The 18th-annual David Nord Award was presented to seniors Ben Roberson and Sean Mulloy in late October. The award is presented to students who propose a project in relation to GLBTQ issues and cumulatively provides them with $2,500 to conduct their research. Roberson is focusing his project on an electronic and physical timeline outlining gender and queer related issues at Whitman College, while Mulloy will be doing research on the effects of the United States v. Windsor court case on queer issues.
“We tend to look for projects that take different approaches or that draw upon different disciplines,” said Professor of Politics and David Nord Award Committee member Susanne Beechey in an email.
Both recipients are a part of the GLBTQ club on campus and thus have been aware of the award throughout their Whitman careers. Most of the inspiration for their projects, however, carries a personal weight that inspired their participation in the award. Roberson, despite his interests as a religion major, found that this project would speak to his role as a queer student on campus.
“A large part of it has to do with my own sexuality,” he said. “I feel like coming to Whitman as a member of [the GLBTQ] group, it’s important to find people you connect with in the group itself or in some kind of history, which we don’t have at this point.”
Roberson’s timeline will manifest itself first online, and then in a physical form through posters hung up around campus. He is still in the planning stages, looking through ASWC files and copies of The Pioneer from the 1960s and 1970s, but he plans on both finding primary source material and interviewing current members of the community to gather information.
In relation to long-term effects of the project, Roberson hopes that students will look to his timeline when they come to Whitman to understand how their own sexuality fits in both as past and present Whitman narrative.
“If they do identify and they want to know what that experience would be like at Whitman, then this project would show what it is like now and what it was like in the past,” said Roberson.
Mulloy’s interest in his project is more academically bound, as this project is also his thesis. He decided upon this specific issue through his involvement in the policy decisions of United States v. Windsor as an intern in Washington D.C. last summer.
“Just being [in Washington D.C.] and seeing all the different protesters and hearing the decision, I thought it would be a really cool project to get into since it’s so timely,” said Mulloy.
The decision stated that restricting the legal recognition of marriage solely to heterosexual unions is unconstitutional and was a landmark decision for queer rights. Researching issues regarding the policy decisions surrounding queer issues Mulloy hopes will lead him to understanding other issues of more precedence within the queer community.

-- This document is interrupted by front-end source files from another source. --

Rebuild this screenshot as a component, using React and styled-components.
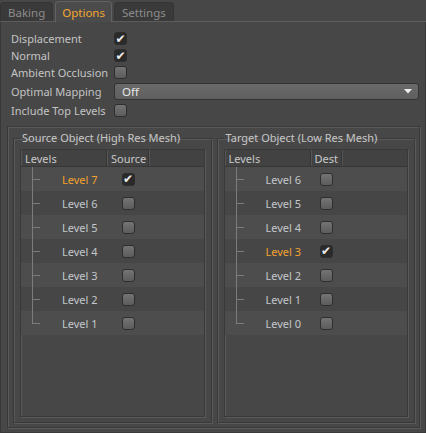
import React from 'react';
import styled, { createGlobalStyle } from 'styled-components';

const GlobalStyle = createGlobalStyle`
  html, body {
    margin: 0;
    padding: 0;
    background: #474747;
  }
`;

const Panel = styled.div`
  width: 426px;
  height: 433px;
  background: #474747;
  font-family: 'Noto Sans', 'DejaVu Sans', sans-serif;
  font-size: 11px;
  color: #c6c6c6;
  display: flex;
  flex-direction: column;
  box-sizing: border-box;
  overflow: hidden;
`;

const TabBar = styled.div`
  display: flex;
  align-items: flex-end;
  gap: 2px;
  height: 22px;
  border-bottom: 1px solid #5c5c5c;
  box-sizing: border-box;
`;

const Tab = styled.div`
  height: ${(p) => (p.$active ? '21px' : '19px')};
  padding: 0 ${(p) => (p.$active ? '6px' : '7px')};
  box-sizing: border-box;
  display: flex;
  align-items: center;
  font-size: 11.5px;
  border-radius: 4px 4px 0 0;
  background: ${(p) => (p.$active ? '#4b4b4b' : '#3a3a3a')};
  color: ${(p) => (p.$active ? '#f4a631' : '#8c8c8c')};
  border: 1px solid ${(p) => (p.$active ? '#626262' : '#343434')};
  border-bottom: none;
  margin-bottom: ${(p) => (p.$active ? '-1px' : '0')};
`;

const Body = styled.div`
  flex: 1;
  display: flex;
  flex-direction: column;
  border-left: 1px solid #383838;
  border-right: 1px solid #383838;
  border-bottom: 1px solid #3a3a3a;
  padding: 8px 5px 4px 6px;
  box-sizing: border-box;
`;

const Form = styled.div`
  display: grid;
  grid-template-columns: 103px 1fr;
  grid-template-rows: 17px 17px 17px 21px 17px;
  align-items: center;
  padding-left: 4px;
  padding-right: 1px;
  margin-bottom: 7px;
`;

const Label = styled.div`
  font-size: 11px;
  color: #c4c4c4;
  white-space: nowrap;
`;

const Check = styled.div`
  width: 13px;
  height: 13px;
  box-sizing: border-box;
  border-radius: 3px;
  border: 1px solid #2e2e2e;
  background: ${(p) =>
    p.$on ? '#2a2a2a' : 'linear-gradient(#747474, #5c5c5c)'};
  color: #ececec;
  display: flex;
  align-items: center;
  justify-content: center;
  font-size: 12px;
  line-height: 1;
  font-style: italic;
  font-family: 'DejaVu Sans', sans-serif;
`;

const Select = styled.div`
  height: 17px;
  box-sizing: border-box;
  border: 1px solid #333;
  border-radius: 3px;
  background: linear-gradient(#6a6a6a, #5f5f5f);
  color: #e6e6e6;
  font-size: 11.5px;
  display: flex;
  align-items: center;
  justify-content: space-between;
  padding: 0 6px 0 7px;
`;

const Frame = styled.div`
  flex: 1;
  display: flex;
  gap: 5px;
  padding: 4px 4px 4px 5px;
  border: 1px solid #393939;
  box-shadow: inset 1px 1px 0 #5a5a5a, 1px 1px 0 #5a5a5a;
`;

const Group = styled.fieldset`
  flex: 1;
  margin: 0;
  padding: 4px 6px 5px 6px;
  min-width: 0;
  display: flex;
  flex-direction: column;
  border: 1px solid #393939;
  box-shadow: inset 1px 1px 0 #5a5a5a, 1px 1px 0 #5a5a5a;
`;

const Legend = styled.legend`
  padding: 0 2px;
  margin-left: 0;
  font-size: 11px;
  color: #c8c8c8;
  line-height: 14px;
`;

const Table = styled.div`
  flex: 1;
  display: flex;
  flex-direction: column;
  border: 1px solid #393939;
  box-shadow: inset 1px 1px 0 #5a5a5a, 1px 1px 0 #5a5a5a;
  background: #474747;
`;

const Header = styled.div`
  display: grid;
  grid-template-columns: ${(p) => p.$cols};
  height: 16px;
  background: #424242;
  border-bottom: 1px solid #363636;
`;

const HeadCell = styled.div`
  display: flex;
  align-items: center;
  padding-left: 4px;
  font-size: 11px;
  color: #c8c8c8;
  border-right: 1px solid #363636;
  box-shadow: inset 1px 0 0 #555;
  &:last-child {
    border-right: none;
  }
`;

const Row = styled.div`
  display: grid;
  grid-template-columns: ${(p) => p.$cols};
  height: 24px;
  align-items: center;
  background: ${(p) => (p.$odd ? '#4d4d4d' : '#464646')};
`;

const LevelCell = styled.div`
  position: relative;
  height: 100%;
  display: flex;
  align-items: center;
  padding-left: 41px;
  color: ${(p) => (p.$active ? '#f2a12e' : '#c3c7cb')};

  &::before {
    content: '';
    position: absolute;
    left: 11px;
    top: 0;
    height: ${(p) => (p.$last ? '50%' : '100%')};
    border-left: 1px solid #7c7c7c;
  }
  &::after {
    content: '';
    position: absolute;
    left: 11px;
    top: 50%;
    width: 8px;
    border-top: 1px solid #7c7c7c;
  }
`;

const CheckCell = styled.div`
  display: flex;
  justify-content: center;
`;

const Arrow = () => (
  <svg width="8" height="5" viewBox="0 0 8 5">
    <path d="M0 0 L8 0 L4 4.5 Z" fill="#f0f0f0" />
  </svg>
);

const LevelTable = ({ title, column, colWidth, levels, checked }) => {
  const cols = `86px ${colWidth}px 1fr`;
  return (
    <Group>
      <Legend>{title}</Legend>
      <Table>
        <Header $cols={cols}>
          <HeadCell>Levels</HeadCell>
          <HeadCell>{column}</HeadCell>
          <HeadCell />
        </Header>
        {levels.map((lv, i) => (
          <Row key={lv} $cols={cols} $odd={i % 2 === 0}>
            <LevelCell $active={lv === checked} $last={i === levels.length - 1}>
              Level {lv}
            </LevelCell>
            <CheckCell>
              <Check $on={lv === checked}>{lv === checked ? '✔' : ''}</Check>
            </CheckCell>
            <div />
          </Row>
        ))}
      </Table>
    </Group>
  );
};

const App = () => (
  <>
    <GlobalStyle />
    <Panel>
      <TabBar>
        <Tab>Baking</Tab>
        <Tab $active>Options</Tab>
        <Tab>Settings</Tab>
      </TabBar>
      <Body>
        <Form>
          <Label>Displacement</Label>
          <Check $on>✔</Check>
          <Label>Normal</Label>
          <Check $on>✔</Check>
          <Label>Ambient Occlusion</Label>
          <Check />
          <Label>Optimal Mapping</Label>
          <Select>
            Off
            <Arrow />
          </Select>
          <Label>Include Top Levels</Label>
          <Check />
        </Form>
        <Frame>
          <LevelTable
            title="Source Object (High Res Mesh)"
            column="Source"
            colWidth={42}
            levels={[7, 6, 5, 4, 3, 2, 1]}
            checked={7}
          />
          <LevelTable
            title="Target Object (Low Res Mesh)"
            column="Dest"
            colWidth={31}
            levels={[6, 5, 4, 3, 2, 1, 0]}
            checked={3}
          />
        </Frame>
      </Body>
    </Panel>
  </>
);

export default App;
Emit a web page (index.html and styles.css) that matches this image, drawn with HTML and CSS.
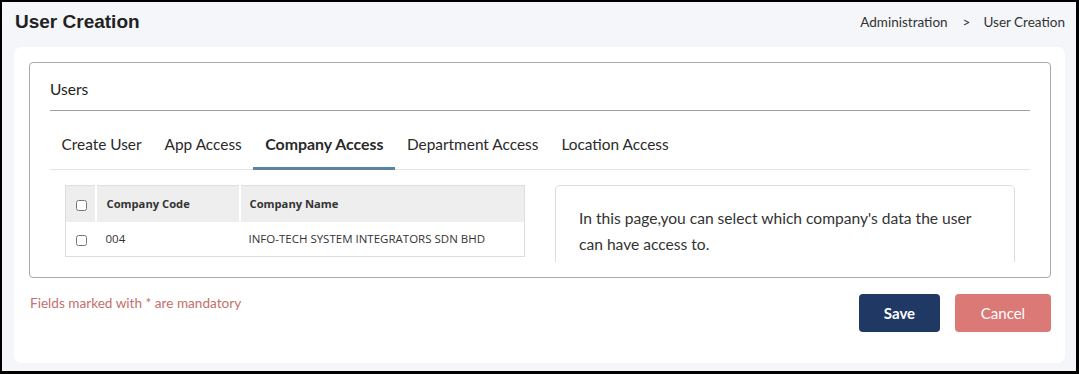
FILE: index.html
```html
<!DOCTYPE html>
<html lang="en">
<head>
    <meta charset="UTF-8">
    <meta name="viewport" content="width=device-width, initial-scale=1.0">
    <title>User Creation</title>
    <link rel="stylesheet" href="styles.css">
</head>
<body>
    <div class="frame">
        <!-- Page Header -->
        <header class="page-head">
            <h1>User Creation</h1>
            <nav class="crumbs">
                <span>Administration</span>
                <span class="sep">&gt;</span>
                <span>User Creation</span>
            </nav>
        </header>

        <!-- Main Card -->
        <main class="card">
            <section class="panel">
                <div class="panel-title">Users</div>

                <ul class="tabs">
                    <li class="tab">Create User</li>
                    <li class="tab">App Access</li>
                    <li class="tab active">Company Access</li>
                    <li class="tab">Department Access</li>
                    <li class="tab">Location Access</li>
                </ul>

                <div class="tab-body">
                    <div class="col">
                        <table class="grid">
                            <thead>
                                <tr>
                                    <th class="chk"><input type="checkbox"></th>
                                    <th class="code">Company Code</th>
                                    <th>Company Name</th>
                                </tr>
                            </thead>
                            <tbody>
                                <tr>
                                    <td class="chk"><input type="checkbox"></td>
                                    <td class="code">004</td>
                                    <td>INFO-TECH SYSTEM INTEGRATORS SDN BHD</td>
                                </tr>
                            </tbody>
                        </table>
                    </div>
                    <div class="col">
                        <div class="note">
                            <p>In this page,you can select which company's data the user can have access to.</p>
                        </div>
                    </div>
                </div>
            </section>

            <!-- Footer -->
            <div class="form-foot">
                <p class="req">Fields marked with * are mandatory</p>
                <div class="actions">
                    <button class="btn btn-save">Save</button>
                    <button class="btn btn-cancel">Cancel</button>
                </div>
            </div>
        </main>
    </div>
</body>
</html>
```

FILE: styles.css
```css
/* Reset */
* {
    box-sizing: border-box;
    margin: 0;
    padding: 0;
}

body {
    font-family: 'Lato', sans-serif;
    color: #333;
    background: #000;
}

/* Outer frame */
.frame {
    height: 374px;
    border: 2px solid #000;
    border-right-width: 3px;
    border-bottom-width: 3px;
    background: #f4f6f9;
    overflow: hidden;
}

/* Header */
.page-head {
    height: 45px;
    display: flex;
    align-items: center;
    justify-content: space-between;
    padding: 0 11px 5px 13px;
}

.page-head h1 {
    font-family: 'Liberation Sans', Arial, sans-serif;
    font-size: 19px;
    font-weight: bold;
    color: #222;
}

.crumbs {
    font-size: 13.5px;
    color: #333;
    display: flex;
}

.crumbs .sep {
    margin: 0 13px 0 15px;
}

/* Card */
.card {
    margin: 0 11px 0 12px;
    height: 316px;
    background: #fff;
    border-radius: 8px;
    padding: 15px 14px 30px 15px;
}

.panel {
    border: 1px solid #aaa;
    border-radius: 4px;
    padding: 0 20px 15px 20px;
}

.panel-title {
    font-size: 15.5px;
    line-height: 22px;
    padding: 15px 0 10px 0;
    border-bottom: 1px solid #9e9e9e;
    color: #222;
}

/* Tabs */
.tabs {
    list-style: none;
    display: flex;
    margin-top: 13px;
    border-bottom: 1px solid #e4e4e4;
}

.tab {
    font-size: 15.4px;
    line-height: 22px;
    padding: 9px 11.5px 12px;
    border-bottom: 3px solid transparent;
    margin-bottom: -1px;
    color: #2a2a2a;
}

.tab.active {
    font-size: 15.9px;
    font-weight: bold;
    border-bottom-color: #5a84a4;
    padding: 9px 12px 12px;
}

/* Tab content */
.tab-body {
    display: grid;
    grid-template-columns: 1fr 1fr;
    height: 92px;
    overflow: hidden;
}

.col {
    padding: 15px;
}

/* Table */
.grid {
    width: 100%;
    border-collapse: collapse;
    border: 1px solid #ddd;
    font-family: 'Open Sans', sans-serif;
    font-size: 11.5px;
    color: #333;
}

.grid th {
    background: #eee;
    text-align: left;
    font-weight: 700;
    font-size: 11.2px;
    height: 36px;
    padding: 0 9px;
    border-left: 2px solid #fff;
}

.grid th:first-child {
    border-left: none;
}

.grid td {
    height: 35px;
    padding: 0 9px;
}

.grid .chk {
    width: 30px;
    padding: 0 0 0 10px;
}

.grid .code {
    width: 144px;
    padding-left: 10px;
}

.grid input[type="checkbox"] {
    width: 11px;
    height: 11px;
    margin: 0;
    vertical-align: middle;
}

/* Info note */
.note {
    border: 1px solid #ddd;
    border-radius: 5px;
    padding: 19px 23px;
    height: 120px;
}

.note p {
    font-size: 15.6px;
    line-height: 26px;
    color: #333;
}

/* Footer */
.form-foot {
    display: flex;
    justify-content: space-between;
    align-items: flex-start;
    margin-top: 16px;
}

.req {
    font-size: 13.6px;
    color: #c4706c;
    padding-left: 1px;
    margin-top: 1px;
}

.actions {
    display: flex;
    gap: 15px;
}

.btn {
    font-family: 'Lato', sans-serif;
    font-size: 15px;
    height: 38px;
    color: #fff;
    border: none;
    border-radius: 4px;
    cursor: pointer;
}

.btn-save {
    width: 81px;
    background: #1f3864;
    font-weight: bold;
}

.btn-cancel {
    width: 96px;
    background: #db7977;
}
```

“I want to look at ways in which legal strategies and legal victories can bring about social change for the queer community and what ways maybe it can and can’t be restrictive,” he said. “I want to holistically look at how this decision affects the broader goals of the LGBTQ movement.”
When researching for the project, Mulloy will have to focus on scholarship provided from similar court cases from the past, since the United States v. Windsor court decision only occurred last summer, and thus the current scholarship is limited. In his research, Mulloy hopes to find alternative solutions to the multitude of adversities that surround the queer community.
“I want to see how better we can address these issues of discrimination, inequality and violence against queer people without getting distracted by things that only affect the privileged part of the community,” he said.
The completion of both projects is scheduled for the end of spring semester. The stipulation of the award requires that the students give a presentation to the community outlining the findings of their research.
“These promise to be thought-provoking presentations, and I hope many from the Whitman community can join us in celebrating this scholarship late next spring,” said Beechey.
David Nord ’83 was a political science major who died in 1999 of AIDS. He received a master’s in psychology from Antioch University and began to practice as a psychotherapist until he stopped to become a full time researcher and writer. He established the endowment for the award before his passing and was able to attend the first presentation in 1996.